個人投資家が株式や投資信託を保有する期間の短期化に歯止めがかかってきた。2014年度の平均保有期間は株式が8.9カ月と前の年度比で3.3カ月長くなり、投信も2年2カ月と同1.8カ月伸びた。14年に少額投資非課税制度(NISA)が始まったうえ、日本企業が増配など株主還元を強め、長期投資が報われやすくなってきたためだ。株主構成の安定要因といえ、企業経営の目線を長期的なものにする効果もありそうだ。
個人の保有期間は08年度をピーク(株約1年5カ月、投信約4年3カ月)に短期化が続いてきた。リーマン・ショックを受けて先安観が強まり、株価が戻ると早めに利益確定売りを出す個人が増えたためだ。
NISA導入や株主還元の拡大を受け、こうした基調に変化が出ている。NISAは上場株式や投資信託への投資から得た利益が原則5年間は非課税になる制度だ。長期投資に有利な設計で、14年の資金流入額は約3兆円にのぼった。上場企業の配当や自社株買いによる株主還元は14年度に約13兆円と過去最高になる見込みだ。
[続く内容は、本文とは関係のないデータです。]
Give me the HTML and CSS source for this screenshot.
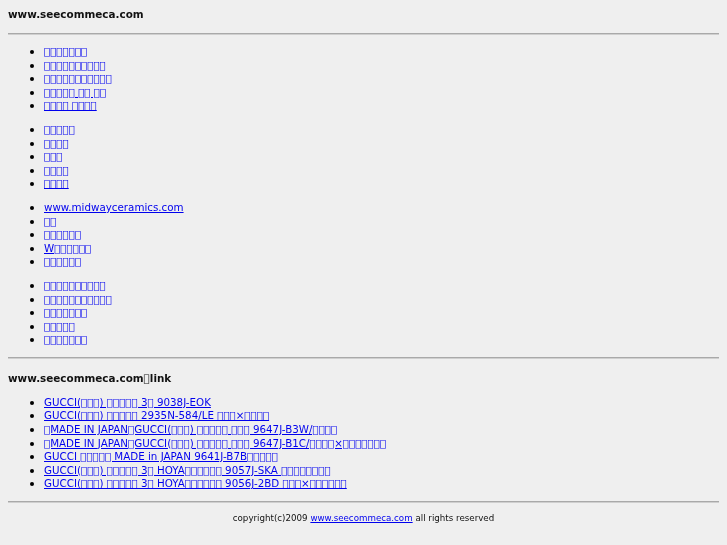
FILE: index.html
```html
<!DOCTYPE html>
<html>
<head>
<meta charset="utf-8">
<title>www.seecommeca.com</title>
<link rel="stylesheet" href="styles.css">
</head>
<body>
<h1 class="title title-top">www.seecommeca.com</h1>
<hr class="rule">
<ul class="menu">
  <li><a href="#">&#xE000;&#xE000;&#xE000;&#xE000;&#xE000;&#xE000;&#xE000;</a></li>
  <li><a href="#">&#xE000;&#xE000;&#xE000;&#xE000;&#xE000;&#xE000;&#xE000;&#xE000;&#xE000;&#xE000;</a></li>
  <li><a href="#">&#xE000;&#xE000;&#xE000;&#xE000;&#xE000;&#xE000;&#xE000;&#xE000;&#xE000;&#xE000;&#xE000;</a></li>
  <li><a href="#">&#xE000;&#xE000;&#xE000;&#xE000;&#xE000; &#xE000;&#xE000; &#xE000;&#xE000;</a></li>
  <li><a href="#">&#xE000;&#xE000;&#xE000;&#xE000; &#xE000;&#xE000;&#xE000;&#xE000;</a></li>
</ul>
<ul class="menu">
  <li><a href="#">&#xE000;&#xE000;&#xE000;&#xE000;&#xE000;</a></li>
  <li><a href="#">&#xE000;&#xE000;&#xE000;&#xE000;</a></li>
  <li><a href="#">&#xE000;&#xE000;&#xE000;</a></li>
  <li><a href="#">&#xE000;&#xE000;&#xE000;&#xE000;</a></li>
  <li><a href="#">&#xE000;&#xE000;&#xE000;&#xE000;</a></li>
</ul>
<ul class="menu">
  <li><a href="#">www.midwayceramics.com</a></li>
  <li><a href="#">&#xE000;&#xE000;</a></li>
  <li><a href="#">&#xE000;&#xE000;&#xE000;&#xE000;&#xE000;&#xE000;</a></li>
  <li><a href="#">W&#xE000;&#xE000;&#xE000;&#xE000;&#xE000;&#xE000;</a></li>
  <li><a href="#">&#xE000;&#xE000;&#xE000;&#xE000;&#xE000;&#xE000;</a></li>
</ul>
<ul class="menu">
  <li><a href="#">&#xE000;&#xE000;&#xE000;&#xE000;&#xE000;&#xE000;&#xE000;&#xE000;&#xE000;&#xE000;</a></li>
  <li><a href="#">&#xE000;&#xE000;&#xE000;&#xE000;&#xE000;&#xE000;&#xE000;&#xE000;&#xE000;&#xE000;&#xE000;</a></li>
  <li><a href="#">&#xE000;&#xE000;&#xE000;&#xE000;&#xE000;&#xE000;&#xE000;</a></li>
  <li><a href="#">&#xE000;&#xE000;&#xE000;&#xE000;&#xE000;</a></li>
  <li><a href="#">&#xE000;&#xE000;&#xE000;&#xE000;&#xE000;&#xE000;&#xE000;</a></li>
</ul>
<hr class="rule">
<h2 class="title title-links">www.seecommeca.com&#xE000;link</h2>
<ul class="menu">
  <li><a href="#">GUCCI(&#xE000;&#xE000;&#xE000;) &#xE000;&#xE000;&#xE000;&#xE000;&#xE000; 3&#xE000; 9038J-EOK</a></li>
  <li><a href="#">GUCCI(&#xE000;&#xE000;&#xE000;) &#xE000;&#xE000;&#xE000;&#xE000;&#xE000; 2935N-584/LE &#xE000;&#xE000;&#xE000;×&#xE000;&#xE000;&#xE000;&#xE000;</a></li>
  <li><a href="#">&#xE000;MADE IN JAPAN&#xE000;GUCCI(&#xE000;&#xE000;&#xE000;) &#xE000;&#xE000;&#xE000;&#xE000;&#xE000; &#xE000;&#xE000;&#xE000; 9647J-B3W/&#xE000;&#xE000;&#xE000;&#xE000;</a></li>
  <li><a href="#">&#xE000;MADE IN JAPAN&#xE000;GUCCI(&#xE000;&#xE000;&#xE000;) &#xE000;&#xE000;&#xE000;&#xE000;&#xE000; &#xE000;&#xE000;&#xE000; 9647J-B1C/&#xE000;&#xE000;&#xE000;&#xE000;×&#xE000;&#xE000;&#xE000;&#xE000;&#xE000;&#xE000;&#xE000;</a></li>
  <li><a href="#">GUCCI &#xE000;&#xE000;&#xE000;&#xE000;&#xE000; MADE in JAPAN 9641J-B7B&#xE000;&#xE000;&#xE000;&#xE000;&#xE000;</a></li>
  <li><a href="#">GUCCI(&#xE000;&#xE000;&#xE000;) &#xE000;&#xE000;&#xE000;&#xE000;&#xE000; 3&#xE000; HOYA&#xE000;&#xE000;&#xE000;&#xE000;&#xE000;&#xE000; 9057J-SKA &#xE000;&#xE000;&#xE000;&#xE000;&#xE000;&#xE000;&#xE000;&#xE000;</a></li>
  <li><a href="#">GUCCI(&#xE000;&#xE000;&#xE000;) &#xE000;&#xE000;&#xE000;&#xE000;&#xE000; 3&#xE000; HOYA&#xE000;&#xE000;&#xE000;&#xE000;&#xE000;&#xE000; 9056J-2BD &#xE000;&#xE000;&#xE000;×&#xE000;&#xE000;&#xE000;&#xE000;&#xE000;&#xE000;</a></li>
</ul>
<hr class="rule">
<p class="copyright">copyright(c)2009 <a href="#">www.seecommeca.com</a> all rights reserved</p>
</body>
</html>
```
FILE: styles.css
```css
html {
  background: #efefef;
}
body {
  margin: 8px;
  font-family: "DejaVu Sans", sans-serif;
  font-size: 10.3px;
  color: #000;
  will-change: transform;
}
a,
a:visited {
  color: #0000ee;
}
.title {
  margin: 0;
  font-size: 10.4px;
  line-height: 12px;
  font-weight: bold;
  color: #111;
}
.title-top {
  margin-bottom: 13px;
}
.title-links {
  margin: 13px 0 12px;
}
.rule {
  margin: 10px 0;
  border: 0;
  border-top: 1px solid #a9a9a9;
  border-bottom: 1px solid #cfcfcf;
  height: 0;
}
.menu {
  margin: 10px 0;
  padding-left: 36px;
  line-height: 13.6px;
}
.menu li::marker {
  font-size: 12px;
  color: #000;
}
.copyright {
  margin: 8px 0;
  text-align: center;
  font-size: 8.7px;
  color: #111;
}
```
平均の保有期間が長くなった主力企業(個人以外の投資家も含めて推定)は、増配などで株主還元を拡大したり、株主優待制度を設けたりして、長期保有の株主を増やそうとしているケースが目立つ。
例えば、NTTドコモの14年度の保有期間は3.0年と前の年度と比べて0.8年伸びた。14年度は最終減益の見込みだが、「高水準の配当と自社株買いで株式の価値を上げ、長く株式を保有してもらいたい」(加藤薫社長)として、年間配当は実質5円増やし、配当性向は前の期の53%から60%強に高めることなどが長期マネーを引き付けた。14年度まで連続で増配する豊田自動織機やヤクルト本社も株式の保有期間が伸びている。
アベノミクスや日銀の大規模緩和を追い風に、日本株相場は2年超にわたって上昇が続いている。こうしたなか、「先高期待が強まり、利益確定売りが出にくくなった」(SMBC日興証券)のも個人の株式保有を長期化させる要因だ。
企業の株主還元はさらに拡充される方向で、「株式を長期に保有する個人が増える」(岡三オンライン証券)との声がある。企業にとっては、株式の短期的な変動に振り回されず、長期的な視点に立った経営に取り組みやすい環境が整いつつあるといえる。
▼平均保有期間の計算方法 株式は個人の年度累計の売買代金を、個人が保有する株式の時価総額(東証などの「株式分布状況調査」を使って算出)で割って売買回転率をはじいた。14年度は1.36倍で、個人株主がすべて入れ替わるのに8.9カ月かかる計算で、これが平均保有期間に相当する。投信は解約額を純資産残高で割った値から保有期間を求めた。